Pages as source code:
•••

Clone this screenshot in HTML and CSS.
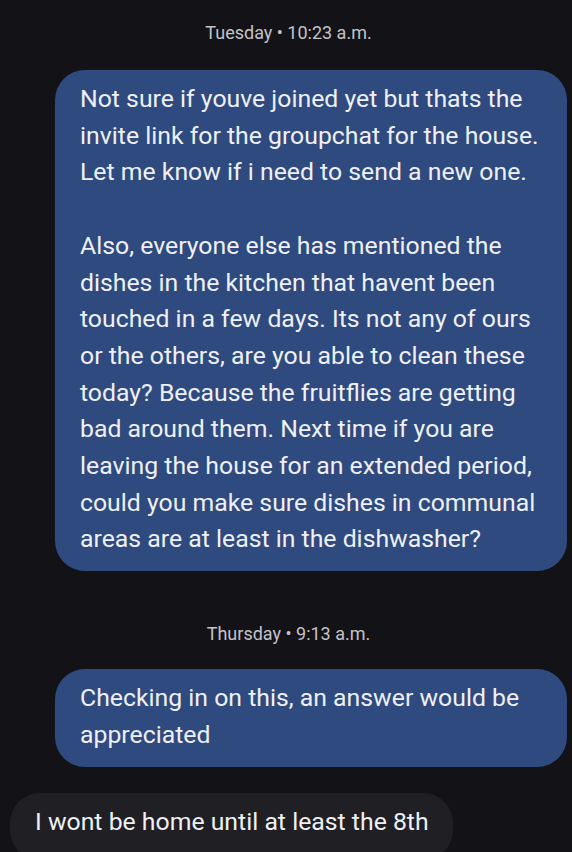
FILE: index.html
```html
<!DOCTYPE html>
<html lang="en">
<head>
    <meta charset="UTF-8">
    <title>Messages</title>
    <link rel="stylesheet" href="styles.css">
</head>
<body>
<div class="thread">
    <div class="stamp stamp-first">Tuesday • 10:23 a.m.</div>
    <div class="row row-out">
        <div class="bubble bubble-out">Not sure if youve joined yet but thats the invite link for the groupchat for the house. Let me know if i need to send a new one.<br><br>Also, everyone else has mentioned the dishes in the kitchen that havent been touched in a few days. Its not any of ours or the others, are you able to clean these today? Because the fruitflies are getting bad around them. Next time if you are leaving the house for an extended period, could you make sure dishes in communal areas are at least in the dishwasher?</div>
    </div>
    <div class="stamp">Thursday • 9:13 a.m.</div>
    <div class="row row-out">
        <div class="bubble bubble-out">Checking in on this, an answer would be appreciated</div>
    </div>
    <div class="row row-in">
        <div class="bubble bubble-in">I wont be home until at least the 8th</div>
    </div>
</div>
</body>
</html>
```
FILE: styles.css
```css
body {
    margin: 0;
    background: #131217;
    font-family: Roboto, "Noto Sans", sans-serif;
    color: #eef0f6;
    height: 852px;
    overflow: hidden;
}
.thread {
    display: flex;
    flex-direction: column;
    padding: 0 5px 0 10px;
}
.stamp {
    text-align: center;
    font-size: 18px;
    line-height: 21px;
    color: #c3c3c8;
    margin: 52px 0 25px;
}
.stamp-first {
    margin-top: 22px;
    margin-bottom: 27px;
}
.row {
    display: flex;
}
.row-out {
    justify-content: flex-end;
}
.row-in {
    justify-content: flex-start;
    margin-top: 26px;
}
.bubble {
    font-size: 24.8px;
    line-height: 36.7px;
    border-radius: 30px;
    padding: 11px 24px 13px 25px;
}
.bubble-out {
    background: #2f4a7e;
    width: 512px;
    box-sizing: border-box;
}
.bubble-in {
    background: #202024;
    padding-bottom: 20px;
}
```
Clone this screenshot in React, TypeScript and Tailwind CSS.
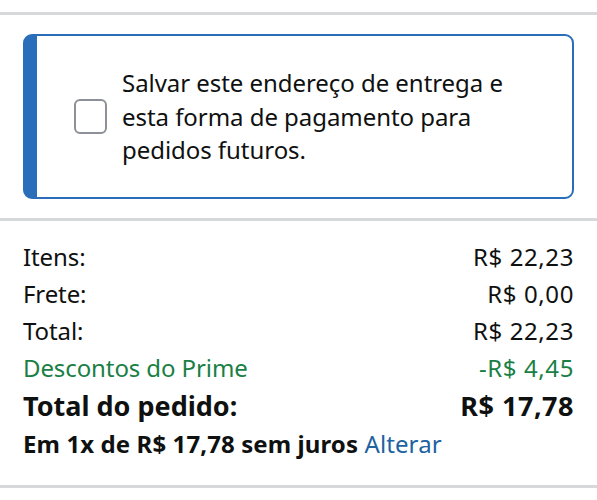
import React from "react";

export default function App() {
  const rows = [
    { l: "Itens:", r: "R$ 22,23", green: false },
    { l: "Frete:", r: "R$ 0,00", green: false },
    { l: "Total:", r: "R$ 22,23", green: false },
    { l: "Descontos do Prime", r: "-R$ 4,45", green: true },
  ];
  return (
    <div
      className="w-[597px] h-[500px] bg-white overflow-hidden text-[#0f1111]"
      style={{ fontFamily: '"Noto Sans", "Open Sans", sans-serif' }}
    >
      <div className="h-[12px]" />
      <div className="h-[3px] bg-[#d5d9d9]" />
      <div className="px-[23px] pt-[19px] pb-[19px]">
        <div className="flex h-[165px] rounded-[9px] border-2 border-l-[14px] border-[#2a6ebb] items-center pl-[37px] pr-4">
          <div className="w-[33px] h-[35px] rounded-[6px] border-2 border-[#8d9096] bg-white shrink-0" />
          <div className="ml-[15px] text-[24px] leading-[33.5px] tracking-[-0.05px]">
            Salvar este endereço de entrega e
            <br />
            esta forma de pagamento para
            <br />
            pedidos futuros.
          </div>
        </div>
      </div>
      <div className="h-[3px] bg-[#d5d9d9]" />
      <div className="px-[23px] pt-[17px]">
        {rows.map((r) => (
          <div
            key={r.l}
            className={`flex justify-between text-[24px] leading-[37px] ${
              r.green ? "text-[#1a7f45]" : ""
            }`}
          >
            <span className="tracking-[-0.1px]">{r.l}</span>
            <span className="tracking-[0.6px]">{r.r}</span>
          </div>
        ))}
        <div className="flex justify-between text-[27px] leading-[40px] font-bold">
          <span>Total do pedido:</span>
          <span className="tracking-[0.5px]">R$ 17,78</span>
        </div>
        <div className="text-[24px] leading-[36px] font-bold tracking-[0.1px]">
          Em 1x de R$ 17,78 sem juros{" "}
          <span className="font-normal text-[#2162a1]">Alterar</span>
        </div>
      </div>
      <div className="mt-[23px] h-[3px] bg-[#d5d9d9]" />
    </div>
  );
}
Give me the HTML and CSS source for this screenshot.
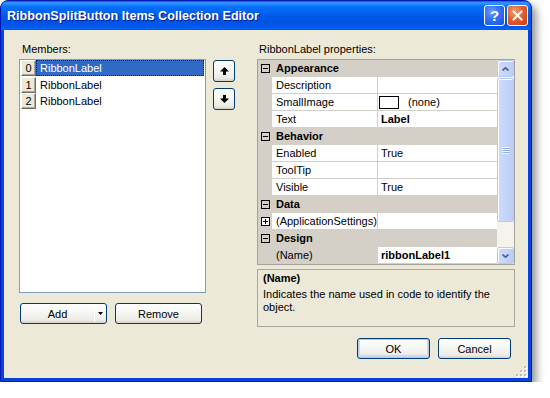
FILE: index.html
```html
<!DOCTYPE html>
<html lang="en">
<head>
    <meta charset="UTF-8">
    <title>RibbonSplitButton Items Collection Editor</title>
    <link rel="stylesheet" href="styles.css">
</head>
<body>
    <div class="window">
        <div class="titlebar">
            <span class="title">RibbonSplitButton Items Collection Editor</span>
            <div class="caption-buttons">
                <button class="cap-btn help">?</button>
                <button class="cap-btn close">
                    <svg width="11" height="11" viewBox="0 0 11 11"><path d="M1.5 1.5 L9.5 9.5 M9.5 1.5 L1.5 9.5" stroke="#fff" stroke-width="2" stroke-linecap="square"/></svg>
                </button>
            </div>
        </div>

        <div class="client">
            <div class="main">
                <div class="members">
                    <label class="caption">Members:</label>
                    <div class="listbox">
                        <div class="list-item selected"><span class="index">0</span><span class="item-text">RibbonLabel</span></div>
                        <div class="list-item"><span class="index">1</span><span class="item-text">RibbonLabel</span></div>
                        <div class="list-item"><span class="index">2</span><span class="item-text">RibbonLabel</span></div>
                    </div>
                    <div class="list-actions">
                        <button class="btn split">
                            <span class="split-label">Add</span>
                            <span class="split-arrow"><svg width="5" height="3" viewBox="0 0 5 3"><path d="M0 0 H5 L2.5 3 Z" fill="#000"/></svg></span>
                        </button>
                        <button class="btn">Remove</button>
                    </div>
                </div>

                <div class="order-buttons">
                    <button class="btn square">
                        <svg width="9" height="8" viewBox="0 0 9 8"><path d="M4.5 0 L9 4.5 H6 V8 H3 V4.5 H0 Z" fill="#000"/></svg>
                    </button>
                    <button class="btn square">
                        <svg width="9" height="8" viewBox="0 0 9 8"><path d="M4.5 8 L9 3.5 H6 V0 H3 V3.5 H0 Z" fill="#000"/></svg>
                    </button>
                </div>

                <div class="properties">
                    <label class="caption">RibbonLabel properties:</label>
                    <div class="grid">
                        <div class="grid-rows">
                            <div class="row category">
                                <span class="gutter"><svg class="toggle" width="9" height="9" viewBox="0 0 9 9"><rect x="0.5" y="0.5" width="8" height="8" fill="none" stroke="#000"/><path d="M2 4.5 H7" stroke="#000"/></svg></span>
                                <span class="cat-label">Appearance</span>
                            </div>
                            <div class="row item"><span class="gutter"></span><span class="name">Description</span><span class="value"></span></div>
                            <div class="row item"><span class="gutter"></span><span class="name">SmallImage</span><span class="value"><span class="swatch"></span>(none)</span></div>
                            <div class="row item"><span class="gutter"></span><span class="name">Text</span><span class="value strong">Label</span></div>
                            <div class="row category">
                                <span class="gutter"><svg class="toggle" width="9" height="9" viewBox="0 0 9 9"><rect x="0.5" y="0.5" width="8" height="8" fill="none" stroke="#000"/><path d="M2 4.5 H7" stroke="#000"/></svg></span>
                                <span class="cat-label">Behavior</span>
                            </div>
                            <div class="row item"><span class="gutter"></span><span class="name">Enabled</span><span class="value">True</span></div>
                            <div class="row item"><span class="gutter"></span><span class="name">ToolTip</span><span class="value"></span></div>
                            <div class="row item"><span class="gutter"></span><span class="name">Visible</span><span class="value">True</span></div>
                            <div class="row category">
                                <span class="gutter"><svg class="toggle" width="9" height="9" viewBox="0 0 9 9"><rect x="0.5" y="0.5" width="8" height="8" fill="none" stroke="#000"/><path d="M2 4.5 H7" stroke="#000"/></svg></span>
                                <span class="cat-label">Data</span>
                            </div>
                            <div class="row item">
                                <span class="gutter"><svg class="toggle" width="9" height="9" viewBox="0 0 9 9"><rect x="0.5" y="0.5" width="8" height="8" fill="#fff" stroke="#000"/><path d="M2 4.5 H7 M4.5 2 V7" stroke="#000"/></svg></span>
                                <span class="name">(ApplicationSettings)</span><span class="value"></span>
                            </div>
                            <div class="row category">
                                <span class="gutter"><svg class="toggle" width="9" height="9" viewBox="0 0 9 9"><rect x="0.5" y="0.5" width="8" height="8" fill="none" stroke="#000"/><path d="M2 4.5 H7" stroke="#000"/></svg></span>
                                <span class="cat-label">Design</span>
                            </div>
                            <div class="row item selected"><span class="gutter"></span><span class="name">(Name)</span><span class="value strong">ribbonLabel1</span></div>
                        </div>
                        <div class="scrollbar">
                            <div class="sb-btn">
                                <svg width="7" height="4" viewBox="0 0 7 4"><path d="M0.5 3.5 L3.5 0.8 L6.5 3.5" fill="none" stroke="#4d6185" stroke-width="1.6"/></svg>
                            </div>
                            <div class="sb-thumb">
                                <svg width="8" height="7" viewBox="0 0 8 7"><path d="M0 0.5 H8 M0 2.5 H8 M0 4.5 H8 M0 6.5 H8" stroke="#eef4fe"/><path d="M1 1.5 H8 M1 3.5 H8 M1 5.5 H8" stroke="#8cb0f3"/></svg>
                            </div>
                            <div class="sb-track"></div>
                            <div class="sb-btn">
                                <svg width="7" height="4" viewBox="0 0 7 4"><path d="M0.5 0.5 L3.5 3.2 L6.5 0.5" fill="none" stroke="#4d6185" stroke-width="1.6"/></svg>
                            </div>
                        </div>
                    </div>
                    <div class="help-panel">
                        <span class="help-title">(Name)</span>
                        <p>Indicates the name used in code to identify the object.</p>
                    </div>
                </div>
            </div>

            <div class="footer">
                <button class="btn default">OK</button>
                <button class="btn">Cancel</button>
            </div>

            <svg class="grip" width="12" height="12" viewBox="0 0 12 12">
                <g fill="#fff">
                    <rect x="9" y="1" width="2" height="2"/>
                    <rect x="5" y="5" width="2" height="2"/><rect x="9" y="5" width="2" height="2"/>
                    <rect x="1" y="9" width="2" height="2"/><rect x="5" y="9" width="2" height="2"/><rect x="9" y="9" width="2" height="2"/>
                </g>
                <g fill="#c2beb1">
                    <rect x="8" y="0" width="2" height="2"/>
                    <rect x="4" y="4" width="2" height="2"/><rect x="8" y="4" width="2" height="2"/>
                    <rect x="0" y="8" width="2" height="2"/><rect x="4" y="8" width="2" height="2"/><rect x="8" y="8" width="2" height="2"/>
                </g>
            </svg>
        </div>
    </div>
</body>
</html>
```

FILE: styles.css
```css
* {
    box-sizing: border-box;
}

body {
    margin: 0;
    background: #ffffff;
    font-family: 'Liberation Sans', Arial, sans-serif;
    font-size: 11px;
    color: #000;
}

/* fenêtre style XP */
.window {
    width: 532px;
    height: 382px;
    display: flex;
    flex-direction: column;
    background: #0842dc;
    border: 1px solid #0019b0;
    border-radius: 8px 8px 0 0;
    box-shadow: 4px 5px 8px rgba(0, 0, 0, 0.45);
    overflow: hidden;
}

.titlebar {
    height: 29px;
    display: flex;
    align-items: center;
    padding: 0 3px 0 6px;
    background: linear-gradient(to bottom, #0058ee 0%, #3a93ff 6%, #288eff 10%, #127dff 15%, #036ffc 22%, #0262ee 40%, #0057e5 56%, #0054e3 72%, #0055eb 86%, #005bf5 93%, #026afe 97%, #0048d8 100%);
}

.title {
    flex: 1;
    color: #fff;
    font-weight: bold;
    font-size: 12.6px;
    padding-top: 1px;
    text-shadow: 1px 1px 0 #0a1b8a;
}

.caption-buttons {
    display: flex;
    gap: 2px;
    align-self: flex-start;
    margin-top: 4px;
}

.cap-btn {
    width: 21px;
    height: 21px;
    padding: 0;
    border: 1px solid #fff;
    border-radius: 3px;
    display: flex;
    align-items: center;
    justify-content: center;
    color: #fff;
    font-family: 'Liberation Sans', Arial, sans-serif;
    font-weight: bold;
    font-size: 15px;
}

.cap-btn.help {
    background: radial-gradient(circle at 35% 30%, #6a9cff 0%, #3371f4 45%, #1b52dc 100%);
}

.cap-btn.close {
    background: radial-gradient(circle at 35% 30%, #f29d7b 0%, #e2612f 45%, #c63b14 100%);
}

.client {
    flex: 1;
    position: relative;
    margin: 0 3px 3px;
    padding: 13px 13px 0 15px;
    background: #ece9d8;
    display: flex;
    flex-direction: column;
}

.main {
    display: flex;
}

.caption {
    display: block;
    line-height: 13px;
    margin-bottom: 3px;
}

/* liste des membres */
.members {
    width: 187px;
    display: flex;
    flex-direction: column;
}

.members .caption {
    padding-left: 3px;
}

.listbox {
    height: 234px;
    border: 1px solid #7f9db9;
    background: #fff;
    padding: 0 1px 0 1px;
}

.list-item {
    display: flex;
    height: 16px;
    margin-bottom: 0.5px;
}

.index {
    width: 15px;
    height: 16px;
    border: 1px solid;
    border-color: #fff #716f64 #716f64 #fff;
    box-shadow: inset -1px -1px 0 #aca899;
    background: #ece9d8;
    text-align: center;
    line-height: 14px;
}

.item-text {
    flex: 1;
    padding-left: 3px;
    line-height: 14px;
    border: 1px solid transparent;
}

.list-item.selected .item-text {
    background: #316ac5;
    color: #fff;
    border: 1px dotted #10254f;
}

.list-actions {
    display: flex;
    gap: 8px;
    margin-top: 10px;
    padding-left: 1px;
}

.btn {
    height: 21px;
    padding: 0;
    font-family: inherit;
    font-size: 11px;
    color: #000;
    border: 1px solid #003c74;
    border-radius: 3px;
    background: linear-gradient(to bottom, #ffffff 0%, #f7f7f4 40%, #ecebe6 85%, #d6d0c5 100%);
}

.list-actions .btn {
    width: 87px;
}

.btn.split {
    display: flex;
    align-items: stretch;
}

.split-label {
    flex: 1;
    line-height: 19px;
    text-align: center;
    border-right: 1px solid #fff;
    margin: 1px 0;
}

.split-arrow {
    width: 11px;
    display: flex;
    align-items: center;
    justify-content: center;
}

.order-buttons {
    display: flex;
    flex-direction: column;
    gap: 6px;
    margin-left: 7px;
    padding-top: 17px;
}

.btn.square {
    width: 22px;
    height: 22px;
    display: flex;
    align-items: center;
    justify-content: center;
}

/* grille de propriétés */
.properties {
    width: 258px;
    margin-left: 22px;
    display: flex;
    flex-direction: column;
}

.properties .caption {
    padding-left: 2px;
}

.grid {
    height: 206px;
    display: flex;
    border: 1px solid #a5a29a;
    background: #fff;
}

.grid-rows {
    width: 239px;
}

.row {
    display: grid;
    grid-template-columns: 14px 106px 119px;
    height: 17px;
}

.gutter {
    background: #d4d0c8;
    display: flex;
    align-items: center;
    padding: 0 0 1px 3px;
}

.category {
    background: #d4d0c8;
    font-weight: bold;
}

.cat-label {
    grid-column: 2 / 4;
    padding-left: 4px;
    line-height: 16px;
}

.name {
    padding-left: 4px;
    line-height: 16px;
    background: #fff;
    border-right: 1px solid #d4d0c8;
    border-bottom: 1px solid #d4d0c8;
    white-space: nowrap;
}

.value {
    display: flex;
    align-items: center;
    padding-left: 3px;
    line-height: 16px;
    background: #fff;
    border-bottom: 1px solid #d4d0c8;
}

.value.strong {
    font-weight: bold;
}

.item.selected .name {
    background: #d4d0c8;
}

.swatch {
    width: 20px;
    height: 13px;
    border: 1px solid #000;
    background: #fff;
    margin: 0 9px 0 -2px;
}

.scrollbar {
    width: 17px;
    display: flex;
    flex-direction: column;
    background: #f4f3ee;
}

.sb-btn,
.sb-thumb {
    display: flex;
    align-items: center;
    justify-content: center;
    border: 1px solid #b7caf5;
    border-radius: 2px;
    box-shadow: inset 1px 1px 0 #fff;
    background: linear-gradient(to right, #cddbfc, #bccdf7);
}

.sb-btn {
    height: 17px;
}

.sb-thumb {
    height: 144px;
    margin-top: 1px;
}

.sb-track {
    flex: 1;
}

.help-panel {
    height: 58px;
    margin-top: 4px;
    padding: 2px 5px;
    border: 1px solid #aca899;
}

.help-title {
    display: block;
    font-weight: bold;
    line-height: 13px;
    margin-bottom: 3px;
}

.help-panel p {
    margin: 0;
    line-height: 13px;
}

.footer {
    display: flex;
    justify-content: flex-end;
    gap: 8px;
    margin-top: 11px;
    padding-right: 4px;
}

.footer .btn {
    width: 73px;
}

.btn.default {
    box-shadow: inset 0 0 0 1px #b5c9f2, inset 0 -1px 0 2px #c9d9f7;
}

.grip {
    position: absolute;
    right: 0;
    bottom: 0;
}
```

•••

Your instructions => Go up to the line with "Clone this screenshot in React, TypeScript" and retype exactly from there through the line with "import React from". Leave out pictures.

Answer to the problem =>
Clone this screenshot in React, TypeScript and Tailwind CSS.
import React from "react";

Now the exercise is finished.